-- DATA SECTION --
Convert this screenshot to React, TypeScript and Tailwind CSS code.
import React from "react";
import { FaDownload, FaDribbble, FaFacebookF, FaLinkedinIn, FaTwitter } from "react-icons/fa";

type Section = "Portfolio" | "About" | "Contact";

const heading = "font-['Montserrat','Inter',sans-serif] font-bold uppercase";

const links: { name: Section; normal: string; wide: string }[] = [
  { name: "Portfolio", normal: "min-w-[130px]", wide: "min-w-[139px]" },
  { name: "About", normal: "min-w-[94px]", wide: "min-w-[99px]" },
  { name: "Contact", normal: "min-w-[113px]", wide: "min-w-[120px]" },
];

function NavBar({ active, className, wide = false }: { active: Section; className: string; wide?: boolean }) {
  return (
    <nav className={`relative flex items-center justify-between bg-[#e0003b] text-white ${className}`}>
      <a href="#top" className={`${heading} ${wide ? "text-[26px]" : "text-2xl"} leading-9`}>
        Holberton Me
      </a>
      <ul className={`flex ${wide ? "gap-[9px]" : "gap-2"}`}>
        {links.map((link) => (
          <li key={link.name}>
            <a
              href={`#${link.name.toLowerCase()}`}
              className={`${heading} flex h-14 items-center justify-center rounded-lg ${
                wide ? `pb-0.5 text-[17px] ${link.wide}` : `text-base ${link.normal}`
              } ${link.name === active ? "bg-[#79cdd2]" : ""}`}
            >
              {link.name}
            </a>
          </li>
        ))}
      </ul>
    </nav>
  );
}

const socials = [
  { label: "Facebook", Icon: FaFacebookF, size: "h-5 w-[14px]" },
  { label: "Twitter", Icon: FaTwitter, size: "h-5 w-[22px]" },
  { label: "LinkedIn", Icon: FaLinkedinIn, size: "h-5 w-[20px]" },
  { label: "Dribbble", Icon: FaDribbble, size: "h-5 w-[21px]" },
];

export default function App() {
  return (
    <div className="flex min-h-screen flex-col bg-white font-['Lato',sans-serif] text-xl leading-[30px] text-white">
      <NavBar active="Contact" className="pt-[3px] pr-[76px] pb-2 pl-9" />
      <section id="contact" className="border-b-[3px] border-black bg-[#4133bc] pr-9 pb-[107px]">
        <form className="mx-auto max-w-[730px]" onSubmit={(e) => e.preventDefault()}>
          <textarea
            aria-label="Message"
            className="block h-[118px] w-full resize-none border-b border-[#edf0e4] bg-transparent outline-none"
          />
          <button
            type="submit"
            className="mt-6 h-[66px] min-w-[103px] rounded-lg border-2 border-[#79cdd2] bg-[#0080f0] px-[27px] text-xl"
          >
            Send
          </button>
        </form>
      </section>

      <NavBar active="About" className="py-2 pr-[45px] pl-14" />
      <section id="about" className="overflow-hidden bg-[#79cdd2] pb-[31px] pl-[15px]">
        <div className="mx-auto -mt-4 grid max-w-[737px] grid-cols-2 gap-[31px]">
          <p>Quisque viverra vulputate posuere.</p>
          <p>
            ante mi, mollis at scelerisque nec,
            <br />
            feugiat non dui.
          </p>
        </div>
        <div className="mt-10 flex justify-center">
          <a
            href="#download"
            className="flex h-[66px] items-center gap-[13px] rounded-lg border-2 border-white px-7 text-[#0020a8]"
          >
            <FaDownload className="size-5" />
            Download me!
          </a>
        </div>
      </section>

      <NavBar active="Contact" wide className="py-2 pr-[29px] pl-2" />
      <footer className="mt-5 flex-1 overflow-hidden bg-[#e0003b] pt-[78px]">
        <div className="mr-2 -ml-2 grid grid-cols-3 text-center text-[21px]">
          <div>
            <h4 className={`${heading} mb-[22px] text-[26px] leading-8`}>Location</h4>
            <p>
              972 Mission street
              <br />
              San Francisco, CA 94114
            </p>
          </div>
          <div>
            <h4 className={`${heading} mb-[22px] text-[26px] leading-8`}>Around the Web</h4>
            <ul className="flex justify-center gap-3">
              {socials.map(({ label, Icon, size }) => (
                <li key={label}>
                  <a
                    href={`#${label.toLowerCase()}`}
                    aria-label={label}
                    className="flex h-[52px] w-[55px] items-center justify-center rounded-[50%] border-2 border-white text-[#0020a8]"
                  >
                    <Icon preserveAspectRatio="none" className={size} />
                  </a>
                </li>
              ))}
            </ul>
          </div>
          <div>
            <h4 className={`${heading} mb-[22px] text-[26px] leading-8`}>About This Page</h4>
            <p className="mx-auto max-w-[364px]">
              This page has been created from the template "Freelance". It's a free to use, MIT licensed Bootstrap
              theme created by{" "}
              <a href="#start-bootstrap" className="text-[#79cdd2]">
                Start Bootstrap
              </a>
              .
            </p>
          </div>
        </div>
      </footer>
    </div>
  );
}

-- TASK REQUIREMENTS --
Print back all the lines verbatim.

-- RESULT OF THIS TASK --
Convert this screenshot to React, TypeScript and Tailwind CSS code.
import React from "react";
import { FaDownload, FaDribbble, FaFacebookF, FaLinkedinIn, FaTwitter } from "react-icons/fa";

type Section = "Portfolio" | "About" | "Contact";

const heading = "font-['Montserrat','Inter',sans-serif] font-bold uppercase";

const links: { name: Section; normal: string; wide: string }[] = [
  { name: "Portfolio", normal: "min-w-[130px]", wide: "min-w-[139px]" },
  { name: "About", normal: "min-w-[94px]", wide: "min-w-[99px]" },
  { name: "Contact", normal: "min-w-[113px]", wide: "min-w-[120px]" },
];

function NavBar({ active, className, wide = false }: { active: Section; className: string; wide?: boolean }) {
  return (
    <nav className={`relative flex items-center justify-between bg-[#e0003b] text-white ${className}`}>
      <a href="#top" className={`${heading} ${wide ? "text-[26px]" : "text-2xl"} leading-9`}>
        Holberton Me
      </a>
      <ul className={`flex ${wide ? "gap-[9px]" : "gap-2"}`}>
        {links.map((link) => (
          <li key={link.name}>
            <a
              href={`#${link.name.toLowerCase()}`}
              className={`${heading} flex h-14 items-center justify-center rounded-lg ${
                wide ? `pb-0.5 text-[17px] ${link.wide}` : `text-base ${link.normal}`
              } ${link.name === active ? "bg-[#79cdd2]" : ""}`}
            >
              {link.name}
            </a>
          </li>
        ))}
      </ul>
    </nav>
  );
}

const socials = [
  { label: "Facebook", Icon: FaFacebookF, size: "h-5 w-[14px]" },
  { label: "Twitter", Icon: FaTwitter, size: "h-5 w-[22px]" },
  { label: "LinkedIn", Icon: FaLinkedinIn, size: "h-5 w-[20px]" },
  { label: "Dribbble", Icon: FaDribbble, size: "h-5 w-[21px]" },
];

export default function App() {
  return (
    <div className="flex min-h-screen flex-col bg-white font-['Lato',sans-serif] text-xl leading-[30px] text-white">
      <NavBar active="Contact" className="pt-[3px] pr-[76px] pb-2 pl-9" />
      <section id="contact" className="border-b-[3px] border-black bg-[#4133bc] pr-9 pb-[107px]">
        <form className="mx-auto max-w-[730px]" onSubmit={(e) => e.preventDefault()}>
          <textarea
            aria-label="Message"
            className="block h-[118px] w-full resize-none border-b border-[#edf0e4] bg-transparent outline-none"
          />
          <button
            type="submit"
            className="mt-6 h-[66px] min-w-[103px] rounded-lg border-2 border-[#79cdd2] bg-[#0080f0] px-[27px] text-xl"
          >
            Send
          </button>
        </form>
      </section>

      <NavBar active="About" className="py-2 pr-[45px] pl-14" />
      <section id="about" className="overflow-hidden bg-[#79cdd2] pb-[31px] pl-[15px]">
        <div className="mx-auto -mt-4 grid max-w-[737px] grid-cols-2 gap-[31px]">
          <p>Quisque viverra vulputate posuere.</p>
          <p>
            ante mi, mollis at scelerisque nec,
            <br />
            feugiat non dui.
          </p>
        </div>
        <div className="mt-10 flex justify-center">
          <a
            href="#download"
            className="flex h-[66px] items-center gap-[13px] rounded-lg border-2 border-white px-7 text-[#0020a8]"
          >
            <FaDownload className="size-5" />
            Download me!
          </a>
        </div>
      </section>

      <NavBar active="Contact" wide className="py-2 pr-[29px] pl-2" />
      <footer className="mt-5 flex-1 overflow-hidden bg-[#e0003b] pt-[78px]">
        <div className="mr-2 -ml-2 grid grid-cols-3 text-center text-[21px]">
          <div>
            <h4 className={`${heading} mb-[22px] text-[26px] leading-8`}>Location</h4>
            <p>
              972 Mission street
              <br />
              San Francisco, CA 94114
            </p>
          </div>
          <div>
            <h4 className={`${heading} mb-[22px] text-[26px] leading-8`}>Around the Web</h4>
            <ul className="flex justify-center gap-3">
              {socials.map(({ label, Icon, size }) => (
                <li key={label}>
                  <a
                    href={`#${label.toLowerCase()}`}
                    aria-label={label}
                    className="flex h-[52px] w-[55px] items-center justify-center rounded-[50%] border-2 border-white text-[#0020a8]"
                  >
                    <Icon preserveAspectRatio="none" className={size} />
                  </a>
                </li>
              ))}
            </ul>
          </div>
          <div>
            <h4 className={`${heading} mb-[22px] text-[26px] leading-8`}>About This Page</h4>
            <p className="mx-auto max-w-[364px]">
              This page has been created from the template "Freelance". It's a free to use, MIT licensed Bootstrap
              theme created by{" "}
              <a href="#start-bootstrap" className="text-[#79cdd2]">
                Start Bootstrap
              </a>
              .
            </p>
          </div>
        </div>
      </footer>
    </div>
  );
}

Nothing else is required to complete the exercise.